Question

can someone walk me through how to simplify this?

Answer 1

yes

Answer 2

what needs simplifying?

it's the quotient rule, if you like, but that thing you linked does all the work.

Answer 3

..... no I mean how did they get from the left side part to the right.... . Like how did they get (1-2e^x)

Answer 4

they factored it

and they got \(1 - 2 e^{\color{red}{2}x} = 0\)

it's a mess but there's nothing more to it than that.

[out of interest, did the original DE come from some Calculation of Variations application? it just looks like it should.]

Answer 5

but would did they factor out...
like could you please show me?

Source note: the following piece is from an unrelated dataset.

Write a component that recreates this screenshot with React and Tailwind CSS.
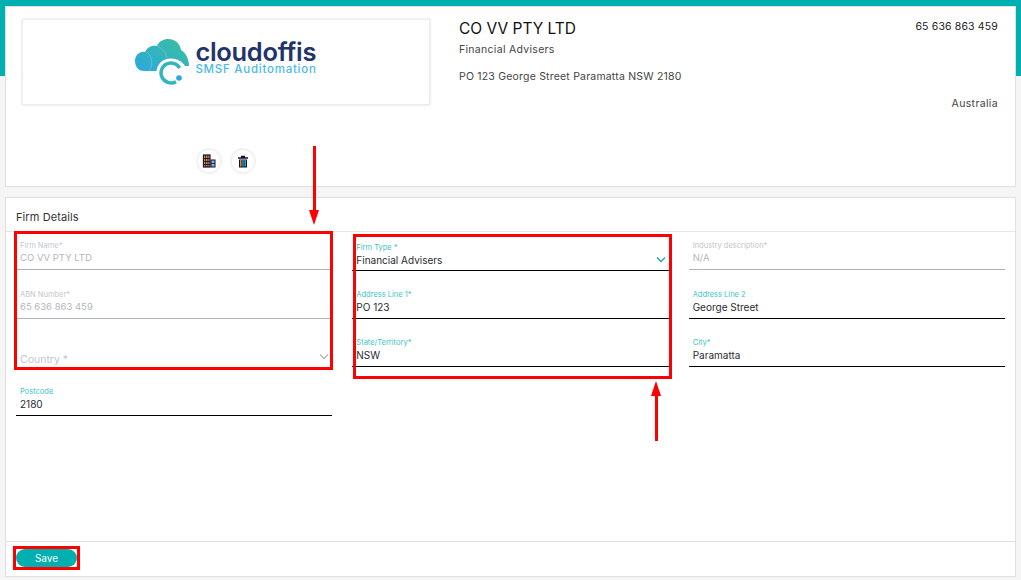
const Field = ({ label, value, disabled, select, placeholder }) => {
  const labelColor = disabled ? "text-[#c4c6cc]" : "text-[#3cc4c4]";
  const textColor = disabled ? "text-[9.5px] text-[#b4b6bc]" : "text-[10px] text-[#2b2b33]";
  const lineColor = disabled ? "border-[#aeb2bc]" : "border-black";
  const spacing = placeholder ? "-mb-[1px] pb-0" : select ? "-mb-[1px] pb-[3px]" : "pb-[4px]";
  return (
    <div className={`relative flex flex-col justify-end border-b pl-[4px] ${spacing} ${lineColor}`}>
      {label && <span className={`text-[7.5px] leading-[10px] ${labelColor}`}>{label}</span>}
      {placeholder && <span className="text-[10.5px] leading-[14px] text-[#c4c6cc]">{placeholder}</span>}
      {value && <span className={`leading-[14px] ${textColor}`}>{value}</span>}
      {select && (
        <svg className="absolute right-[3px] bottom-[7px]" width="10" height="7" viewBox="0 0 10 7" fill="none" stroke={disabled ? "#b4b6bc" : "#1aa6a6"} strokeWidth="1.3">
          <path d="M1 1.5 L5 5.5 L9 1.5" />
        </svg>
      )}
    </div>
  );
};

const Logo = () => (
  <div className="flex items-center gap-[5px]">
    <svg width="55" height="46" viewBox="0 0 55 46">
      <defs>
        <linearGradient id="cloudFill" x1="0" y1="1" x2="1" y2="0">
          <stop offset="0" stopColor="#2ba8e0" />
          <stop offset="1" stopColor="#3dbf9a" />
        </linearGradient>
      </defs>
      <path d="M9 32 C3 32 0 27 0 22 C0 16 5 12 10 13 C13 7 18 6 22 7 C24 2 29 0 33 0 C41 0 45 5 46 11 C51 14 54 20 54 27 L50 27 C48 23 42 19.5 36 19.5 C27 19.5 22 26 21.5 32 Z" fill="url(#cloudFill)" />
      <path d="M12 13 C18 18 18 27 14 32 M22 7 C27 9 31 14 32 19" fill="none" stroke="#fff" strokeOpacity="0.25" strokeWidth="0.8" />
      <path d="M41 42.7 A10 10 0 1 1 44.7 29" fill="none" stroke="#2fb6bf" strokeWidth="3.5" />
      <circle cx="44" cy="39" r="2.8" fill="#2ba8e0" />
    </svg>
    <div className="mb-[8px] flex flex-col">
      <span className="text-[25.5px] leading-[22px] font-semibold tracking-[-0.3px] text-[#22336b]">cloudoffis</span>
      <span className="text-[11.5px] leading-[13px] font-medium tracking-[0.75px] text-[#4db9ea]">SMSF Auditomation</span>
    </div>
  </div>
);

const BuildingIcon = () => (
  <svg width="14" height="14" viewBox="0 0 14 14">
    <rect x="1.5" y="1" width="6.5" height="12" fill="#e8a33d" stroke="#111133" strokeWidth="1.2" />
    <path d="M3.7 1 V13 M5.9 1 V13 M1 4.5 H8 M1 7.5 H8 M1 10.5 H8" stroke="#111133" strokeWidth="0.9" />
    <rect x="9" y="6" width="4" height="7" fill="#7fb5e6" stroke="#111133" strokeWidth="1" />
    <path d="M9 9.5 H13" stroke="#111133" strokeWidth="0.8" />
  </svg>
);

const TrashIcon = () => (
  <svg width="12" height="13" viewBox="0 0 12 13">
    <path d="M4 1.5 H8 M1 3 H11" stroke="#111133" strokeWidth="1.4" />
    <rect x="2" y="4.5" width="8" height="8" fill="#111133" />
    <path d="M3.8 5 V11.5" stroke="#f0a030" strokeWidth="1.3" />
    <path d="M6 5 V11.5" stroke="#3d9cf0" strokeWidth="1.3" />
    <path d="M8.2 5 V11.5" stroke="#35c4cc" strokeWidth="1.3" />
  </svg>
);

const RoundButton = ({ children }) => (
  <button className="flex h-[26px] w-[26px] items-center justify-center rounded-full border-2 border-[#f2f2f2] bg-white">
    {children}
  </button>
);

export default function App() {
  return (
    <div
      className="relative h-[580px] overflow-hidden bg-[linear-gradient(#00b0b0_76px,#f5f5f5_76px)] px-[5px] pt-[6px] text-[#333] [font-family:Inter,'Liberation_Sans',sans-serif]"
    >
      {/* company header */}
      <div className="flex h-[181px] border border-[#e0e0e0] bg-white">
        <div className="flex w-[424px] shrink-0 flex-col items-center pl-[16px] pt-[12px]">
          <div className="flex h-[86px] w-[408px] items-center justify-center border border-[#ececec] shadow-[0_0_3px_rgba(0,0,0,0.12)]">
            <Logo />
          </div>
          <div className="mt-[43px] flex gap-[8px]">
            <RoundButton><BuildingIcon /></RoundButton>
            <RoundButton><TrashIcon /></RoundButton>
          </div>
        </div>
        <div className="ml-[29px] flex flex-1 flex-col pr-[17px] pt-[11px]">
          <div className="flex items-start justify-between">
            <span className="text-[15.5px] leading-[22px] text-[#111]">CO VV PTY LTD</span>
            <span className="text-[10.5px] leading-[18px] tracking-[0.15px] text-[#222]">65 636 863 459</span>
          </div>
          <div className="mt-[3px] text-[10.5px] leading-[14px] tracking-[0.3px] text-[#444]">Financial Advisers</div>
          <div className="mt-[13px] text-[10.5px] leading-[14px] tracking-[0.2px] text-[#444]">PO 123 George Street Paramatta NSW 2180</div>
          <div className="mt-[13px] text-right text-[10.5px] leading-[14px] tracking-[0.35px] text-[#444]">Australia</div>
        </div>
      </div>

      {/* firm details */}
      <div className="mt-[10px] flex h-[380px] flex-col border border-[#e0e0e0] bg-white">
        <div className="flex h-[34px] shrink-0 items-center border-b border-[#e6e6e6] pl-[10px] pt-[6px] text-[11px] tracking-[0.1px] text-[#333]">
          Firm Details
        </div>
        <div className="grid flex-1 grid-cols-3 grid-rows-[38px_49px_48px_49px] content-start gap-x-[20px] pl-[10px] pr-[10px]">
          <Field label="Firm Name*" value="CO VV PTY LTD" disabled />
          <Field label="Firm Type *" value="Financial Advisers" select />
          <Field label="Industry description*" value="N/A" disabled />
          <Field label="ABN Number*" value="65 636 863 459" disabled />
          <Field label="Address Line 1*" value="PO 123" />
          <Field label="Address Line 2" value="George Street" />
          <Field placeholder="Country *" disabled select />
          <Field label="State/Territory*" value="NSW" />
          <Field label="City*" value="Paramatta" />
          <Field label="Postcode" value="2180" />
        </div>
        <div className="flex h-[35px] shrink-0 items-start border-t border-[#e0e0e0] pl-[10px] pt-[7px]">
          <button className="flex h-[18px] w-[61px] items-center justify-center rounded-full bg-[#00b0b0] pt-[1px] text-[10px] text-white">
            Save
          </button>
        </div>
      </div>

      {/* annotations drawn over the page */}
      <div className="absolute left-[14px] top-[231px] h-[139px] w-[319px] border-[3px] border-[#ff0000]" />
      <div className="absolute left-[353px] top-[234px] h-[145px] w-[319px] border-[3px] border-[#ff0000]" />
      <div className="absolute left-[13px] top-[546px] h-[24px] w-[67px] border-[3px] border-[#ff0000]" />
      <svg className="absolute left-[307px] top-[146px]" width="14" height="80" viewBox="0 0 14 80" fill="#ff0000">
        <rect x="6" y="0" width="3" height="66" />
        <path d="M2 64 H12 L7 79 Z" />
      </svg>
      <svg className="absolute left-[649px] top-[381px]" width="14" height="60" viewBox="0 0 14 60" fill="#ff0000">
        <path d="M2 15 H12 L7 0 Z" />
        <rect x="6" y="13" width="3" height="47" />
      </svg>
    </div>
  );
}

I'm honestly confused and tried factoring but I'm not getting the same answer

Answer 6

It is
\(\bigl((1+e^{2x})^{3/2} e^x - e^x (3/2) (1+e^{2x})^{1/2} e^{2x}2\bigr)(1+e^{2x})^{-3}\)
\(\iff\)
\(\bigl(e^{x}(1+e^{2x})^{1/2} ((1+e^{3x})^1 - 3e^{2x}\bigr) (1+e^{2x})^{-3} \)

and \(1+e^{3x} - 3e^{2x} = 1 - 2e^{2x}\).
Then the argument is that the fraction is equal to zero only if the numerator is equal to zero, and since \(e^x\) and \(1+e^{2x}\) are always strictly positive, the only term which might be equal to zero is \(1-2e^{2x}\).